Source records
== == ==
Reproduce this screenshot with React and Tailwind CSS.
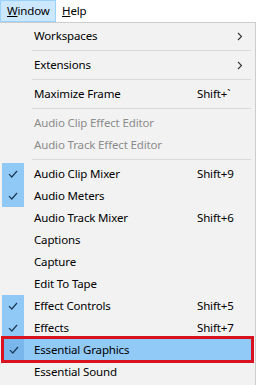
import React from 'react'

const items = [
  { label: 'Workspaces', arrow: true },
  { sep: true },
  { label: 'Extensions', arrow: true },
  { sep: true },
  { label: 'Maximize Frame', shortcut: 'Shift+`' },
  { sep: true },
  { label: 'Audio Clip Effect Editor', disabled: true },
  { label: 'Audio Track Effect Editor', disabled: true },
  { sep: true },
  { label: 'Audio Clip Mixer', shortcut: 'Shift+9', checked: true },
  { label: 'Audio Meters', checked: true },
  { label: 'Audio Track Mixer', shortcut: 'Shift+6' },
  { label: 'Captions' },
  { label: 'Capture' },
  { label: 'Edit To Tape' },
  { label: 'Effect Controls', shortcut: 'Shift+5', checked: true },
  { label: 'Effects', shortcut: 'Shift+7', checked: true },
  { label: 'Essential Graphics', checked: true, active: true },
  { label: 'Essential Sound' },
]

const Check = () => (
  <svg width="10" height="8" viewBox="0 0 10 8" fill="none">
    <path d="M1 4.2 L3.8 7 L9 1" stroke="#1c3a57" strokeWidth="1.2" />
  </svg>
)

const Row = ({ item }) => {
  if (item.sep) {
    return (
      <div className="h-[7px] flex items-center pl-[32px] pr-[4px]">
        <div className="h-px w-full bg-[#d9d9d9]" />
      </div>
    )
  }
  return (
    <div className={`relative h-[22px] flex items-center ${item.active ? 'bg-[#91c9f7] mx-[4px]' : 'mx-[2px]'}`}>
      <div
        className={`h-full flex items-center justify-center shrink-0 ${item.active ? 'w-[20px]' : 'w-[22px]'} ${
          item.checked ? (item.active ? 'bg-[#78b6ec]' : 'bg-[#90c8f6]') : ''
        }`}
      >
        {item.checked && <Check />}
      </div>
      <span className={`pl-[10px] w-[173px] shrink-0 whitespace-nowrap ${item.disabled ? 'text-[#8c8c8c]' : 'text-black'}`}>
        {item.label}
      </span>
      {item.shortcut && <span className="text-black whitespace-nowrap">{item.shortcut}</span>}
      {item.arrow && (
        <svg className="ml-[40px]" width="6" height="9" viewBox="0 0 6 9" fill="none">
          <path d="M1 1 L4.5 4.5 L1 8" stroke="#333" strokeWidth="1.1" />
        </svg>
      )}
      {item.active && (
        <div className="absolute -left-[3px] -right-[3px] -top-[3px] -bottom-[2px] border-[3px] border-[#d8131f]" />
      )}
    </div>
  )
}

export default function App() {
  return (
    <div className="w-[256px] h-[385px] overflow-hidden bg-white text-[11.5px] tracking-[-0.15px] leading-none font-['Segoe_UI','Noto_Sans',sans-serif]">
      <div className="h-[22px] flex items-stretch">
        <div className="w-[56px] bg-[#cce8ff] border border-[#99d1ff] flex items-center pl-[6px]">
          <span><u>W</u>indow</span>
        </div>
        <div className="flex items-center pl-[6px]">
          <span><u>H</u>elp</span>
        </div>
      </div>
      <div className="bg-[#f2f2f2] border-t border-r border-[#cccccc] pt-[2px] h-full">
        {items.map((item, i) => (
          <Row key={i} item={item} />
        ))}
      </div>
    </div>
  )
}
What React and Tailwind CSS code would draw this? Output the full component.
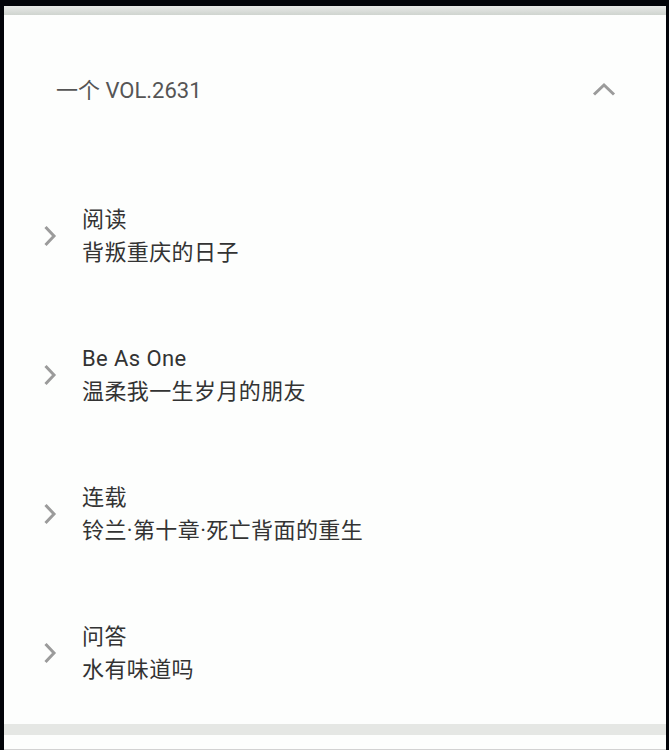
const items = [
  { title: '阅读', sub: '背叛重庆的日子' },
  { title: 'Be As One', sub: '温柔我一生岁月的朋友' },
  { title: '连载', sub: '铃兰·第十章·死亡背面的重生' },
  { title: '问答', sub: '水有味道吗' },
]

function ChevronRight() {
  return (
    <svg width="14" height="22" viewBox="0 0 14 22" className="shrink-0">
      <path d="M2.5 2 L11 11 L2.5 20" fill="none" stroke="#9b9b9b" strokeWidth="3" />
    </svg>
  )
}

function ChevronUp() {
  return (
    <svg width="24" height="14" viewBox="0 0 24 14" className="-mt-[4px]">
      <path d="M2 12.5 L12 3 L22 12.5" fill="none" stroke="#9b9b9b" strokeWidth="3" />
    </svg>
  )
}

export default function App() {
  return (
    <div
      className="h-[750px] w-[669px] bg-[#020409] pt-[6px] pl-[4px] pr-[3px] flex flex-col"
      style={{ fontFamily: 'Roboto, "Noto Sans CJK SC", sans-serif' }}
    >
      <div className="flex-1 flex flex-col bg-[#fdfefd]">
        <div className="h-[9px] bg-gradient-to-b from-[#e8eae8] to-[#cfd4cf]" />
        <div className="h-[151px] flex items-center justify-between pl-[52px] pr-[50px]">
          <span className="text-[22px] leading-[33px] text-[#555555]">一个 VOL.2631</span>
          <ChevronUp />
        </div>
        {items.map((it) => (
          <div key={it.sub} className="h-[139px] flex items-center pl-[39px]">
            <ChevronRight />
            <div className="ml-[25px] flex flex-col text-[22px] leading-[33px] tracking-[0.4px] text-[#333333]">
              <span>{it.title}</span>
              <span>{it.sub}</span>
            </div>
          </div>
        ))}
        <div className="mt-[2px] h-[11px] bg-[#e5e7e4]" />
        <div className="flex-1 bg-[#fdfefd]" />
        <div className="h-[1px] bg-[#d2d2d2]" />
      </div>
    </div>
  )
}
== == ==
Except for the pictures, print the data above exactly.

The reply:
Reproduce this screenshot with React and Tailwind CSS.
import React from 'react'

const items = [
  { label: 'Workspaces', arrow: true },
  { sep: true },
  { label: 'Extensions', arrow: true },
  { sep: true },
  { label: 'Maximize Frame', shortcut: 'Shift+`' },
  { sep: true },
  { label: 'Audio Clip Effect Editor', disabled: true },
  { label: 'Audio Track Effect Editor', disabled: true },
  { sep: true },
  { label: 'Audio Clip Mixer', shortcut: 'Shift+9', checked: true },
  { label: 'Audio Meters', checked: true },
  { label: 'Audio Track Mixer', shortcut: 'Shift+6' },
  { label: 'Captions' },
  { label: 'Capture' },
  { label: 'Edit To Tape' },
  { label: 'Effect Controls', shortcut: 'Shift+5', checked: true },
  { label: 'Effects', shortcut: 'Shift+7', checked: true },
  { label: 'Essential Graphics', checked: true, active: true },
  { label: 'Essential Sound' },
]

const Check = () => (
  <svg width="10" height="8" viewBox="0 0 10 8" fill="none">
    <path d="M1 4.2 L3.8 7 L9 1" stroke="#1c3a57" strokeWidth="1.2" />
  </svg>
)

const Row = ({ item }) => {
  if (item.sep) {
    return (
      <div className="h-[7px] flex items-center pl-[32px] pr-[4px]">
        <div className="h-px w-full bg-[#d9d9d9]" />
      </div>
    )
  }
  return (
    <div className={`relative h-[22px] flex items-center ${item.active ? 'bg-[#91c9f7] mx-[4px]' : 'mx-[2px]'}`}>
      <div
        className={`h-full flex items-center justify-center shrink-0 ${item.active ? 'w-[20px]' : 'w-[22px]'} ${
          item.checked ? (item.active ? 'bg-[#78b6ec]' : 'bg-[#90c8f6]') : ''
        }`}
      >
        {item.checked && <Check />}
      </div>
      <span className={`pl-[10px] w-[173px] shrink-0 whitespace-nowrap ${item.disabled ? 'text-[#8c8c8c]' : 'text-black'}`}>
        {item.label}
      </span>
      {item.shortcut && <span className="text-black whitespace-nowrap">{item.shortcut}</span>}
      {item.arrow && (
        <svg className="ml-[40px]" width="6" height="9" viewBox="0 0 6 9" fill="none">
          <path d="M1 1 L4.5 4.5 L1 8" stroke="#333" strokeWidth="1.1" />
        </svg>
      )}
      {item.active && (
        <div className="absolute -left-[3px] -right-[3px] -top-[3px] -bottom-[2px] border-[3px] border-[#d8131f]" />
      )}
    </div>
  )
}

export default function App() {
  return (
    <div className="w-[256px] h-[385px] overflow-hidden bg-white text-[11.5px] tracking-[-0.15px] leading-none font-['Segoe_UI','Noto_Sans',sans-serif]">
      <div className="h-[22px] flex items-stretch">
        <div className="w-[56px] bg-[#cce8ff] border border-[#99d1ff] flex items-center pl-[6px]">
          <span><u>W</u>indow</span>
        </div>
        <div className="flex items-center pl-[6px]">
          <span><u>H</u>elp</span>
        </div>
      </div>
      <div className="bg-[#f2f2f2] border-t border-r border-[#cccccc] pt-[2px] h-full">
        {items.map((item, i) => (
          <Row key={i} item={item} />
        ))}
      </div>
    </div>
  )
}
What React and Tailwind CSS code would draw this? Output the full component.
const items = [
  { title: '阅读', sub: '背叛重庆的日子' },
  { title: 'Be As One', sub: '温柔我一生岁月的朋友' },
  { title: '连载', sub: '铃兰·第十章·死亡背面的重生' },
  { title: '问答', sub: '水有味道吗' },
]

function ChevronRight() {
  return (
    <svg width="14" height="22" viewBox="0 0 14 22" className="shrink-0">
      <path d="M2.5 2 L11 11 L2.5 20" fill="none" stroke="#9b9b9b" strokeWidth="3" />
    </svg>
  )
}

function ChevronUp() {
  return (
    <svg width="24" height="14" viewBox="0 0 24 14" className="-mt-[4px]">
      <path d="M2 12.5 L12 3 L22 12.5" fill="none" stroke="#9b9b9b" strokeWidth="3" />
    </svg>
  )
}

export default function App() {
  return (
    <div
      className="h-[750px] w-[669px] bg-[#020409] pt-[6px] pl-[4px] pr-[3px] flex flex-col"
      style={{ fontFamily: 'Roboto, "Noto Sans CJK SC", sans-serif' }}
    >
      <div className="flex-1 flex flex-col bg-[#fdfefd]">
        <div className="h-[9px] bg-gradient-to-b from-[#e8eae8] to-[#cfd4cf]" />
        <div className="h-[151px] flex items-center justify-between pl-[52px] pr-[50px]">
          <span className="text-[22px] leading-[33px] text-[#555555]">一个 VOL.2631</span>
          <ChevronUp />
        </div>
        {items.map((it) => (
          <div key={it.sub} className="h-[139px] flex items-center pl-[39px]">
            <ChevronRight />
            <div className="ml-[25px] flex flex-col text-[22px] leading-[33px] tracking-[0.4px] text-[#333333]">
              <span>{it.title}</span>
              <span>{it.sub}</span>
            </div>
          </div>
        ))}
        <div className="mt-[2px] h-[11px] bg-[#e5e7e4]" />
        <div className="flex-1 bg-[#fdfefd]" />
        <div className="h-[1px] bg-[#d2d2d2]" />
      </div>
    </div>
  )
}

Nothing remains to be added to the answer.